● **WHAT THE TASK REQUIRES**
Select and reproduce each line of the listing below that bears the string "TypeScript".
***
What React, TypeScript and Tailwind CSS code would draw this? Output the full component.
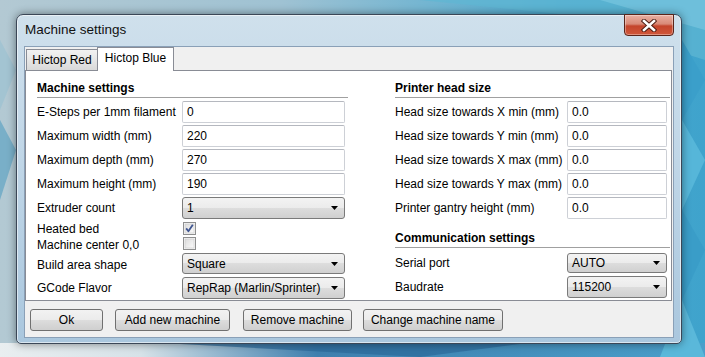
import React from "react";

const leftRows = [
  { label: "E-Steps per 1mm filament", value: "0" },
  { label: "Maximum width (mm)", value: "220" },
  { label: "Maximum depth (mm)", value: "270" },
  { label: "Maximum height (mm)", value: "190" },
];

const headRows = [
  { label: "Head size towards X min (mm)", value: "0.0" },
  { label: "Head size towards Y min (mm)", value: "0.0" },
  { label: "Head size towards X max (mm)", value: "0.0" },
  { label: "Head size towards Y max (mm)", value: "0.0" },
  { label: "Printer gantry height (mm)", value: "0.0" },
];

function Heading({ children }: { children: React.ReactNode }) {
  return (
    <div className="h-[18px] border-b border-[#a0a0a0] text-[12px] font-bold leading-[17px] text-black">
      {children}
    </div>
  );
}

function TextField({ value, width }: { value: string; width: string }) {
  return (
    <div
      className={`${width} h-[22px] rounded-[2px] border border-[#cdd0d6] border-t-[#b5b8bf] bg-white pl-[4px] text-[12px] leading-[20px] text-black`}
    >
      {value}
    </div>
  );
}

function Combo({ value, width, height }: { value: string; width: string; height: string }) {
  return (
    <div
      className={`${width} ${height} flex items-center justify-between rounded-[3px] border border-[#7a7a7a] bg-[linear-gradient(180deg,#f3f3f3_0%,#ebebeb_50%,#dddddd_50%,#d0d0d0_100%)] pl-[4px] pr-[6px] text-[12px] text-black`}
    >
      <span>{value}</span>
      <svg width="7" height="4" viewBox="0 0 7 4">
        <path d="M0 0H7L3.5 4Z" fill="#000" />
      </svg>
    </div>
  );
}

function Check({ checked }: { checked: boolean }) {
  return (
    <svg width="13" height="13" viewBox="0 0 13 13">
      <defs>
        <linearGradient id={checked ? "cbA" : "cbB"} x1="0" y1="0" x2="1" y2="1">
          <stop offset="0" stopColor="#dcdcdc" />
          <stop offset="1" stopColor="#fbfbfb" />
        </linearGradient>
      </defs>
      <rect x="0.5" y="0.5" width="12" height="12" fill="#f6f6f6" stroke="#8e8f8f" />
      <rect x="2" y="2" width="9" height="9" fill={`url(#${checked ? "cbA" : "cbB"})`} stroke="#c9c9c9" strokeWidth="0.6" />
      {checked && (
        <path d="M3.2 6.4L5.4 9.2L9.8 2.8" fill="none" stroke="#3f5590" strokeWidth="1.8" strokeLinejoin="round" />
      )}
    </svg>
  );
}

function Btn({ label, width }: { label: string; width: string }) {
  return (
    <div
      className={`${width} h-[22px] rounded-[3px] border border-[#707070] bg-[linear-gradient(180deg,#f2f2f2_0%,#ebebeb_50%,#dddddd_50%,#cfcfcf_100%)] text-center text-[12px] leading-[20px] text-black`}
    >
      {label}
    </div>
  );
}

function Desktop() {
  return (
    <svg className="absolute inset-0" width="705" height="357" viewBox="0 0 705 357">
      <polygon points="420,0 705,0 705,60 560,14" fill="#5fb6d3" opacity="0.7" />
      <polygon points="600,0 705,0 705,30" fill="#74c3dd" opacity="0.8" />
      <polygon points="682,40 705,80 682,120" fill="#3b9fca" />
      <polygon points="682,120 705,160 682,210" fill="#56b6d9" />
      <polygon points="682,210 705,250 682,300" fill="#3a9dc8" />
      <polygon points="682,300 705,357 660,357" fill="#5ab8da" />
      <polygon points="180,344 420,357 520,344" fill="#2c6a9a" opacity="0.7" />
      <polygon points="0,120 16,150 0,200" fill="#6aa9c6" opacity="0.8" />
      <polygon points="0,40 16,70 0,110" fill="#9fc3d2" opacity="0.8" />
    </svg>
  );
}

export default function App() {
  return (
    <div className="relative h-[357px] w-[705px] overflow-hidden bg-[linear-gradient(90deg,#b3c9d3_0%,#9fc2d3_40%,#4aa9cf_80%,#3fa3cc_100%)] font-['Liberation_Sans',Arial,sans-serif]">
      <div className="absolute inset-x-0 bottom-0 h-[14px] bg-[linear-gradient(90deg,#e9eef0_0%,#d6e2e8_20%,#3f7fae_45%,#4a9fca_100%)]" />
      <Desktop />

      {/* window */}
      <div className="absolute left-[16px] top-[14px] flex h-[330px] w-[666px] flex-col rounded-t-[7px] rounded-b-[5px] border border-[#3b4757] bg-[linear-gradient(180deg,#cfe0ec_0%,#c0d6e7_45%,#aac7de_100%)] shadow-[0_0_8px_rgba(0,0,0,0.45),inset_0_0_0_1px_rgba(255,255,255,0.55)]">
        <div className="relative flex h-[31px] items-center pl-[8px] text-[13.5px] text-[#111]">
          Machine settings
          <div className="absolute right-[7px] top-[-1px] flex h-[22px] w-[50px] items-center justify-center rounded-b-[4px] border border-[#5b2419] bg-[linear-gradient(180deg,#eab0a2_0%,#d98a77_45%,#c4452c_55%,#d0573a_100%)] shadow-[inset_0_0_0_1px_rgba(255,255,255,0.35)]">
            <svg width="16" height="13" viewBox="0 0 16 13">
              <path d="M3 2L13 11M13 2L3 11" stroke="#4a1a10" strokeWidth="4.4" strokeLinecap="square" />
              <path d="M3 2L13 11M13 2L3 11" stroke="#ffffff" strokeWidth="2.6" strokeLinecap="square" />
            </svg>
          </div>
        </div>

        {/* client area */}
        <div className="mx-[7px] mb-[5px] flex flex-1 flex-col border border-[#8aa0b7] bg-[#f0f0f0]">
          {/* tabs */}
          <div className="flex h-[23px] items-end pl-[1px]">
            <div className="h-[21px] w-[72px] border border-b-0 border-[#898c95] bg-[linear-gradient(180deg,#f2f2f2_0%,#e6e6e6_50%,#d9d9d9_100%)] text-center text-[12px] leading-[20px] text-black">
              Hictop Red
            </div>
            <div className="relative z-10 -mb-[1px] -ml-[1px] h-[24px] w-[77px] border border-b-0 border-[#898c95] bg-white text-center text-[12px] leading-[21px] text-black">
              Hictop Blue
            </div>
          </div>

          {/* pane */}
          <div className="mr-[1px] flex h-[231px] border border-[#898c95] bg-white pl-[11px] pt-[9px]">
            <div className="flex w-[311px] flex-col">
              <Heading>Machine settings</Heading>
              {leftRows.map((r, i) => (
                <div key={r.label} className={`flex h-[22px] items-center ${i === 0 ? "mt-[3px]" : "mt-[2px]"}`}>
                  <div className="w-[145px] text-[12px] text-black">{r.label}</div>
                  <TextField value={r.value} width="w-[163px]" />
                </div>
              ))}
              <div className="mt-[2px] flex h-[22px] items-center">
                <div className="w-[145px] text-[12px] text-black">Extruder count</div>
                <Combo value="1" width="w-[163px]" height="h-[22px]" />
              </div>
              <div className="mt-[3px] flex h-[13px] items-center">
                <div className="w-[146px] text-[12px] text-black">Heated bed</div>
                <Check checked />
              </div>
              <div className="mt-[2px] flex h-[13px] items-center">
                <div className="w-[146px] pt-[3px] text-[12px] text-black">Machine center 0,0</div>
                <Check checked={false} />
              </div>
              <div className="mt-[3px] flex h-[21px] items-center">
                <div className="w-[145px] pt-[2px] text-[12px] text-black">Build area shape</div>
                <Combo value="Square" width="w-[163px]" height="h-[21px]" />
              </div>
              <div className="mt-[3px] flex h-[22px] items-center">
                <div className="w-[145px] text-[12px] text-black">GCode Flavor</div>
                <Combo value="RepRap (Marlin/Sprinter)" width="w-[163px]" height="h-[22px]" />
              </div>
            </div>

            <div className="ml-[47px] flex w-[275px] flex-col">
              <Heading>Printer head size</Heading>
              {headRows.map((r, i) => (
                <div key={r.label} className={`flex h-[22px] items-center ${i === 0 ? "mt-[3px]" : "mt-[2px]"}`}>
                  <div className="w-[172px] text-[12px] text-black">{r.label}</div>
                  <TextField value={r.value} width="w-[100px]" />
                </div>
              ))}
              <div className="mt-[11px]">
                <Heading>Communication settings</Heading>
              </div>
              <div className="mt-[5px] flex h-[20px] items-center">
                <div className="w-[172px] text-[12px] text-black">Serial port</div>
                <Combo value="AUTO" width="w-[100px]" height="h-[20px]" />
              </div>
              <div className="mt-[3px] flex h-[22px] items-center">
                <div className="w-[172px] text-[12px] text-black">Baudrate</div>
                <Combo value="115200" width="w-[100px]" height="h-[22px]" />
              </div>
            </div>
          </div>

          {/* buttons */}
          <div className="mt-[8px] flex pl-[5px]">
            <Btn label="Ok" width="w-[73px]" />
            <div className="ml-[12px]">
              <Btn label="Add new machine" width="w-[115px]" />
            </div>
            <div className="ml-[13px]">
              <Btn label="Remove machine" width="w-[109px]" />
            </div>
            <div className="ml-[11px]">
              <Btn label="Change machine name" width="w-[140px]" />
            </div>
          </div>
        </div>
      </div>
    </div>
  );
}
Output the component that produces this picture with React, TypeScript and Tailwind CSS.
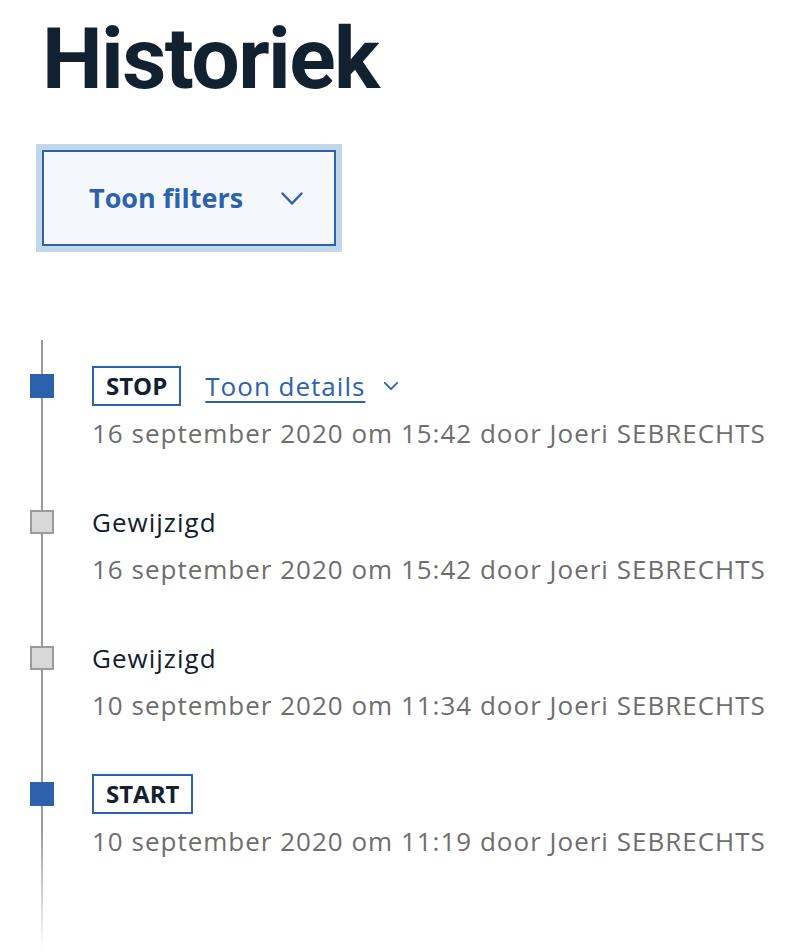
***
● **TASK RESULT**
What React, TypeScript and Tailwind CSS code would draw this? Output the full component.
Output the component that produces this picture with React, TypeScript and Tailwind CSS.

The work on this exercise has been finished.